Dataset records
start
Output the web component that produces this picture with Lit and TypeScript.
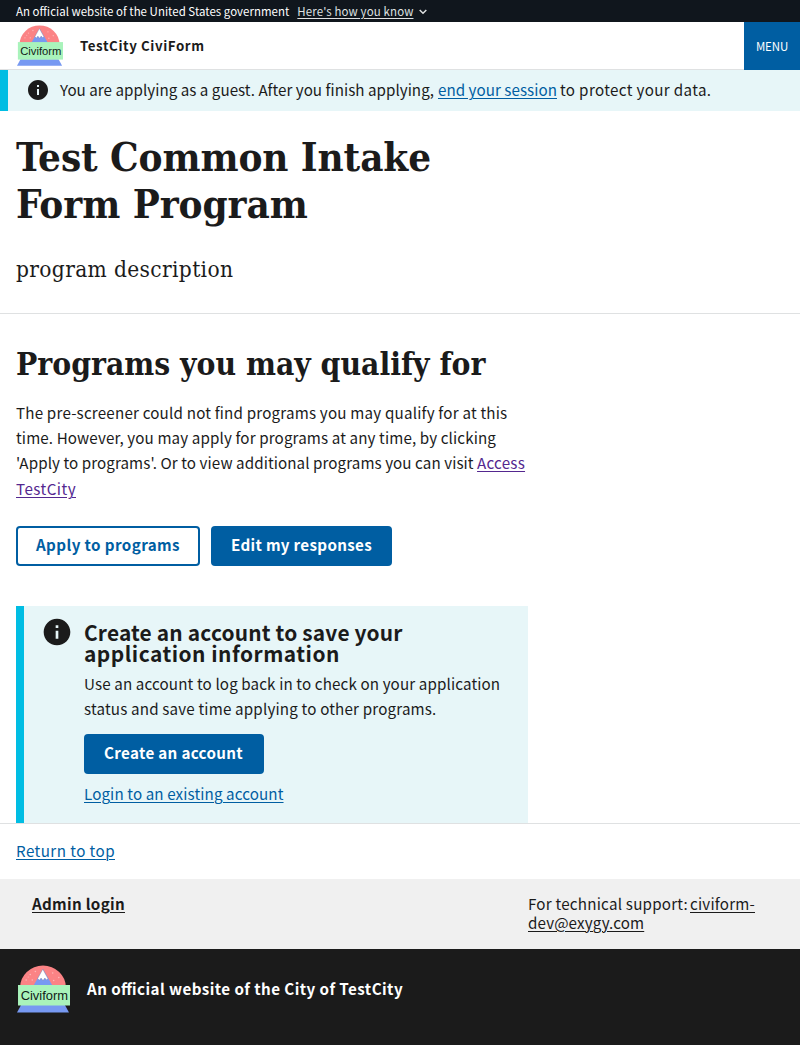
end
start
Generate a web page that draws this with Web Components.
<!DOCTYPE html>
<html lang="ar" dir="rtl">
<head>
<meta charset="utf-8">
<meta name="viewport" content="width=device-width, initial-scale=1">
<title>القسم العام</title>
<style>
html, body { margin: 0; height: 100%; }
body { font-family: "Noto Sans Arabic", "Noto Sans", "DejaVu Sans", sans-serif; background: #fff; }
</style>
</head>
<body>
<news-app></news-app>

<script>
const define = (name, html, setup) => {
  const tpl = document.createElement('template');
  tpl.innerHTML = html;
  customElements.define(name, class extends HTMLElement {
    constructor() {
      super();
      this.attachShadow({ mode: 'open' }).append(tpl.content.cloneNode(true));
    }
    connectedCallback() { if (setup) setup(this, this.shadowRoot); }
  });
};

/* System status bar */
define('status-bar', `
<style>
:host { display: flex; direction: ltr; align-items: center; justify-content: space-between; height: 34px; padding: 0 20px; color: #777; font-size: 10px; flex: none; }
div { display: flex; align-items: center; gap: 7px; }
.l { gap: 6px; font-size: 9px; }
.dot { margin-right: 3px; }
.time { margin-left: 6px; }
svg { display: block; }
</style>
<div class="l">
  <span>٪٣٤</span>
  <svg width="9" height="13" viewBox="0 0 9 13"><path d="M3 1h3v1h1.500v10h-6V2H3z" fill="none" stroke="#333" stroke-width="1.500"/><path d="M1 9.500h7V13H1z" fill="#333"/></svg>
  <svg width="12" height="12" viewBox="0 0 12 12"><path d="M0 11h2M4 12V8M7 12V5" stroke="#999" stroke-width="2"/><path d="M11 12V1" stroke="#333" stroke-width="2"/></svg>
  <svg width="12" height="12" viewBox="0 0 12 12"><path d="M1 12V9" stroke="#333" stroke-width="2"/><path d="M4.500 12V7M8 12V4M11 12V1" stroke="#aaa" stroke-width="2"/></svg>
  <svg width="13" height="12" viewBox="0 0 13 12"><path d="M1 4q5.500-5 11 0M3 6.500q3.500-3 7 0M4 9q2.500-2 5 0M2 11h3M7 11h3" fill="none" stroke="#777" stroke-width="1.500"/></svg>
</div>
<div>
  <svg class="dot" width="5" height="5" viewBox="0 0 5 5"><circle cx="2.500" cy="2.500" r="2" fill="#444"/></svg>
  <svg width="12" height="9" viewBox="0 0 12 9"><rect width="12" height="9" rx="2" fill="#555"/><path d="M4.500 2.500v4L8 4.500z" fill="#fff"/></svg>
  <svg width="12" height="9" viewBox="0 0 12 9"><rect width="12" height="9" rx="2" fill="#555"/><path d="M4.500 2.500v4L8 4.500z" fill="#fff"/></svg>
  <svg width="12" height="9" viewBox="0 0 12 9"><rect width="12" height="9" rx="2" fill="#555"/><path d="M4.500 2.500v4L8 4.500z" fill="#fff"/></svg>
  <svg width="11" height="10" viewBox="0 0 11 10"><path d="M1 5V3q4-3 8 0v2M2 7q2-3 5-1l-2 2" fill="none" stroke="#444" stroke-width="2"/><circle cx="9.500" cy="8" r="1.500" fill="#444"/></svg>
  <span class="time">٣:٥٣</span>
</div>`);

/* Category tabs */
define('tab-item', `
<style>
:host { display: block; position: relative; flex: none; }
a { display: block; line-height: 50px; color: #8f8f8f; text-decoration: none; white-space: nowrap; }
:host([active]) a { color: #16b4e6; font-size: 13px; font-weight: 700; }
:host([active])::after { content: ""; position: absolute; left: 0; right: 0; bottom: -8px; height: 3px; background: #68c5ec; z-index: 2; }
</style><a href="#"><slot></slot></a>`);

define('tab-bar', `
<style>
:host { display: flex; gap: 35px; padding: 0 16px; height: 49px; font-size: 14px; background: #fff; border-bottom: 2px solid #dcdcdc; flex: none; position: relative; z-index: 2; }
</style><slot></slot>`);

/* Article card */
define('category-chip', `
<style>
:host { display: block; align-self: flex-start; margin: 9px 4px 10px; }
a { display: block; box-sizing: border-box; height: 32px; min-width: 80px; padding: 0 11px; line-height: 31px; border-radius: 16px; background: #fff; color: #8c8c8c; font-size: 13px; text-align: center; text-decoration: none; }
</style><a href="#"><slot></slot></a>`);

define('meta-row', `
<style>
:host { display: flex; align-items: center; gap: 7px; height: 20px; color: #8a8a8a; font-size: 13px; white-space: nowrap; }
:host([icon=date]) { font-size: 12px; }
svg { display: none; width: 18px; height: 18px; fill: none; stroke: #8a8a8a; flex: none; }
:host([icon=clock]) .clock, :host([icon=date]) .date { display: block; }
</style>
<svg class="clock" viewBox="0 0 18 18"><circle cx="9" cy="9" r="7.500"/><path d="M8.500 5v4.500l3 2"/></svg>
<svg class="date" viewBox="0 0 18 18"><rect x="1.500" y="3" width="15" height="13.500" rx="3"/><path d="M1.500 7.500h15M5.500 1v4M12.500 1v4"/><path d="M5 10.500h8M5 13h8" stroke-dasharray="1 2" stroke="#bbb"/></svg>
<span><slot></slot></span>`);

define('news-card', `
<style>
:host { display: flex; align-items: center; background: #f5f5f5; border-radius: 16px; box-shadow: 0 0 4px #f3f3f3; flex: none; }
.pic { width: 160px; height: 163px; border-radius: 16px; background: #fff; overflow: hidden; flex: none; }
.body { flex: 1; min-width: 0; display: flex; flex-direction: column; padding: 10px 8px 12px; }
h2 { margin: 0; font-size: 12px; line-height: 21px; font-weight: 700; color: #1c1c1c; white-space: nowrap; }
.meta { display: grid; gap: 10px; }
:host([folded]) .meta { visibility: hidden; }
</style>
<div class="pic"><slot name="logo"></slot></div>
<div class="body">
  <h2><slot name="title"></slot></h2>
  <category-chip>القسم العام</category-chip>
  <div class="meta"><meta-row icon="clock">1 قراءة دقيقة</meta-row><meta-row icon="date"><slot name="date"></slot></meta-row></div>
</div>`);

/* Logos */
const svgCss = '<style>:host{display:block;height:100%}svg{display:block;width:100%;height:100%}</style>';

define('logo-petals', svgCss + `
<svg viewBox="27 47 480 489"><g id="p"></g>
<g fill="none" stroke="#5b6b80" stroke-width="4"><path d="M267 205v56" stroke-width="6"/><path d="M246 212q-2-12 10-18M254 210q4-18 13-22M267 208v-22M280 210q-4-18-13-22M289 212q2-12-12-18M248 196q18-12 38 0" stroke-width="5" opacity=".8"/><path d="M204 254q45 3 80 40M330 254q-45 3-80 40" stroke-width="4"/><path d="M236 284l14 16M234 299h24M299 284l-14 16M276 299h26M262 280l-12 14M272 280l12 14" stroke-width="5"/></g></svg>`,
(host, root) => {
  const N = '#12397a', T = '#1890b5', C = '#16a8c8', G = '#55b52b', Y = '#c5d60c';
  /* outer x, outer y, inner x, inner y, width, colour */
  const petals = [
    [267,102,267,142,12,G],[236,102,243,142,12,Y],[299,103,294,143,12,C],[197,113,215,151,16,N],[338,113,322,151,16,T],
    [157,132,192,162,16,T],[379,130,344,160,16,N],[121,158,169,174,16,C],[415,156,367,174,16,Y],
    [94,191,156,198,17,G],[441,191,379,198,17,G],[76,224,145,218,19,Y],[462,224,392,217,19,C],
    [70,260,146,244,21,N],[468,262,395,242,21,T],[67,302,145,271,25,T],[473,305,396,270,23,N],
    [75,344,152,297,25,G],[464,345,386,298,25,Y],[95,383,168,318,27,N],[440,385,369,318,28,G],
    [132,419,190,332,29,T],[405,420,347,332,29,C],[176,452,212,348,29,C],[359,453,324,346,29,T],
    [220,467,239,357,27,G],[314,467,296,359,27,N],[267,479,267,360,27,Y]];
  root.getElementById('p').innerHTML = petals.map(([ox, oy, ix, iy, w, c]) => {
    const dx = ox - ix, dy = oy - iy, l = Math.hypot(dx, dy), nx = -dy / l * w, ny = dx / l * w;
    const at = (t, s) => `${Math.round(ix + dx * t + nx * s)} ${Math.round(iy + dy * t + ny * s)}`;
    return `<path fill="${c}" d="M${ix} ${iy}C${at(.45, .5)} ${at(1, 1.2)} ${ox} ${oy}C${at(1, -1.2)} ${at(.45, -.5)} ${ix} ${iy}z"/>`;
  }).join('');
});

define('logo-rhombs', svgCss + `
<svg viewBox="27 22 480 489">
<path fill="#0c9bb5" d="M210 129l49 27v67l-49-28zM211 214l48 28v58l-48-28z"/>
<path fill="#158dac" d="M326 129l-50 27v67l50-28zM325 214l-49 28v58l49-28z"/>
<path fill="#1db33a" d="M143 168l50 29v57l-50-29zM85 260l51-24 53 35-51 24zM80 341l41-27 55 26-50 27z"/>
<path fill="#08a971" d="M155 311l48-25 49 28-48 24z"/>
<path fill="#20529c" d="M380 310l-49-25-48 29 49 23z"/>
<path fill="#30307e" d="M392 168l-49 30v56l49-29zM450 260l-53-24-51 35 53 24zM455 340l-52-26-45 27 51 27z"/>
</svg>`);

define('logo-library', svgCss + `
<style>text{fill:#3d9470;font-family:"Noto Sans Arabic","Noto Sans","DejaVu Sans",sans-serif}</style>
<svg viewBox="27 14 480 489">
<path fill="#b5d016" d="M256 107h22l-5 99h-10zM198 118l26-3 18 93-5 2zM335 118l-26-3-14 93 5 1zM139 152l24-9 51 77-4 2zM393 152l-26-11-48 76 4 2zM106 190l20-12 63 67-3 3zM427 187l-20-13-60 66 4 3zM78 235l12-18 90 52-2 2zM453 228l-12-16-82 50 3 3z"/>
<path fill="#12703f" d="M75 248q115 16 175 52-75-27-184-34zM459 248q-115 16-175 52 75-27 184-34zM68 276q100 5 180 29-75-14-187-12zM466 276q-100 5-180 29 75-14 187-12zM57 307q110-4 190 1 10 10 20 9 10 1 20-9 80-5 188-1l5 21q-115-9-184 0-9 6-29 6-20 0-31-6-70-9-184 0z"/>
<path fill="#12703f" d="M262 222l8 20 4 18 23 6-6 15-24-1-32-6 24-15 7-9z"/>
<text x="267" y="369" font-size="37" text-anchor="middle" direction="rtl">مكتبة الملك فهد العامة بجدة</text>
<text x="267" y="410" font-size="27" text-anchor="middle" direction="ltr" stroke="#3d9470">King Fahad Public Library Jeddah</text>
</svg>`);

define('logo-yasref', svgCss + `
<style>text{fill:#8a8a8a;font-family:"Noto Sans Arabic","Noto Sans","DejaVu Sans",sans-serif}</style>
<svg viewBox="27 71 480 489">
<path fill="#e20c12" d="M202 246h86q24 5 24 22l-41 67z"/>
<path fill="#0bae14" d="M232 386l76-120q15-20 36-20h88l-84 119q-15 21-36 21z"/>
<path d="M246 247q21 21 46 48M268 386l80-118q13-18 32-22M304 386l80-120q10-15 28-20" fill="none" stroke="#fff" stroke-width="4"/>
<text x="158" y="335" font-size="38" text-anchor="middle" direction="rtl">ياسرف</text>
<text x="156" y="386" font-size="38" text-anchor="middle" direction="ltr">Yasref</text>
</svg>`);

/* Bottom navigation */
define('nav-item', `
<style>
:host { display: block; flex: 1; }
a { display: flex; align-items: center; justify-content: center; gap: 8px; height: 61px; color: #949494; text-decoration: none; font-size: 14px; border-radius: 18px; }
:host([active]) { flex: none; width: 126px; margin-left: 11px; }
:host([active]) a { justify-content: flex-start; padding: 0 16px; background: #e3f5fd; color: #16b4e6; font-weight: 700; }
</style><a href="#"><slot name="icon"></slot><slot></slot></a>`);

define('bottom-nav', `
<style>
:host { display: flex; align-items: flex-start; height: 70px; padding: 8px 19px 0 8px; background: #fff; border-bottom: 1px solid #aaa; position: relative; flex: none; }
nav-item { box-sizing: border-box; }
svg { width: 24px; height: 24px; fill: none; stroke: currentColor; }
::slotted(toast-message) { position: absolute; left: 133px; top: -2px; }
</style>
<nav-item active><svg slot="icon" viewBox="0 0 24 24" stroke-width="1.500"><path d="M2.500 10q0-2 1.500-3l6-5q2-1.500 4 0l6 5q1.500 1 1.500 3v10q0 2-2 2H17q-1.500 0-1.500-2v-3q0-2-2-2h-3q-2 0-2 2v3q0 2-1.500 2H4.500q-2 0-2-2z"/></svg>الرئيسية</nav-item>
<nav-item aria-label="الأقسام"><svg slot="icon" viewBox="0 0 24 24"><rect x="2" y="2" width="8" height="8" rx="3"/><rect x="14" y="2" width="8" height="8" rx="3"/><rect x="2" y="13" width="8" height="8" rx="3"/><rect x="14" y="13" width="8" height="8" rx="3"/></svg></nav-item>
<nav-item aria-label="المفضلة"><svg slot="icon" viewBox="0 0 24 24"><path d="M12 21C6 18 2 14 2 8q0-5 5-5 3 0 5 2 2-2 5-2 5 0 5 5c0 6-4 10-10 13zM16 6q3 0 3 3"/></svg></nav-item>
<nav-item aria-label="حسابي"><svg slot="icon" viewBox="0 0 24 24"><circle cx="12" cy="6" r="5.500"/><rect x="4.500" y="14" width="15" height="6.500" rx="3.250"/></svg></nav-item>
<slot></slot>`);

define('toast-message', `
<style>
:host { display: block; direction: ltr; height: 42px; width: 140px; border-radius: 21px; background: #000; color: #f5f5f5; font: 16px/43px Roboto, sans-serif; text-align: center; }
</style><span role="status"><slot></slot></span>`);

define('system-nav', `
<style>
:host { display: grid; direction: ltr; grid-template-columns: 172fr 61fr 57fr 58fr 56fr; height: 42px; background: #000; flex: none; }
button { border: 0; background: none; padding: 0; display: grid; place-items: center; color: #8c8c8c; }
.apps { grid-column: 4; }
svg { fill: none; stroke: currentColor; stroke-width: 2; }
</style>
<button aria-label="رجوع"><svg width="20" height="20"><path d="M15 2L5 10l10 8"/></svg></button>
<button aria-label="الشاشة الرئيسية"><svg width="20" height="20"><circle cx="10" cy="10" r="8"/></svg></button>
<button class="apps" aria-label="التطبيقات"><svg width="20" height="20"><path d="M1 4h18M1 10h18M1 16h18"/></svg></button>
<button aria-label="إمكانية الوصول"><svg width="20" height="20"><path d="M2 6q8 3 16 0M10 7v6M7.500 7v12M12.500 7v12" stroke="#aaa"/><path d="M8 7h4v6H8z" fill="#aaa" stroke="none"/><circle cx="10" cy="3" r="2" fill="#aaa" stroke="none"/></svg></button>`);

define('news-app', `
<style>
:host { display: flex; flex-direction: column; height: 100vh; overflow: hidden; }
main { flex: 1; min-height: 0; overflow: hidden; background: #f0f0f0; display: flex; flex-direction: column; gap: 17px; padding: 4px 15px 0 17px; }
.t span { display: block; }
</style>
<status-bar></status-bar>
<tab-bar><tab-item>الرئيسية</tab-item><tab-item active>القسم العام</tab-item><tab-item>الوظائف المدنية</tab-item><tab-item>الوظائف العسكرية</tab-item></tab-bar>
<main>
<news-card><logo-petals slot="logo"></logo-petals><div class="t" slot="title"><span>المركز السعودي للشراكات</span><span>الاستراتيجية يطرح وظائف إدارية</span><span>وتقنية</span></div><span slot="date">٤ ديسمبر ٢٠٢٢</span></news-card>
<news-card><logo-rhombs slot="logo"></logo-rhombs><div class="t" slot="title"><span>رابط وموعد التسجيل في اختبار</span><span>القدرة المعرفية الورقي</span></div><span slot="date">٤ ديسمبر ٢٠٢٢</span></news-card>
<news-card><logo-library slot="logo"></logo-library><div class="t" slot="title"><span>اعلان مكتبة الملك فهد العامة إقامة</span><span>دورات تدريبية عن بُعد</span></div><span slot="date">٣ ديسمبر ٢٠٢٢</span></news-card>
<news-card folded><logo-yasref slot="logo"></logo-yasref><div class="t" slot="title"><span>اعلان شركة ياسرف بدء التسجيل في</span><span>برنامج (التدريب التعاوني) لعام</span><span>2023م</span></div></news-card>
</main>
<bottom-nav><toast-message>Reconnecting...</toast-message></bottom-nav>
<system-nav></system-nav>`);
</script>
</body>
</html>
end
Task goal
In the listing above, locate the line with "Generate a web" and the line with "<news-app></news-app>", then extract exactly those lines and every line between them, and nothing more.

Output of the task
Generate a web page that draws this with Web Components.
<!DOCTYPE html>
<html lang="ar" dir="rtl">
<head>
<meta charset="utf-8">
<meta name="viewport" content="width=device-width, initial-scale=1">
<title>القسم العام</title>
<style>
html, body { margin: 0; height: 100%; }
body { font-family: "Noto Sans Arabic", "Noto Sans", "DejaVu Sans", sans-serif; background: #fff; }
</style>
</head>
<body>
<news-app></news-app>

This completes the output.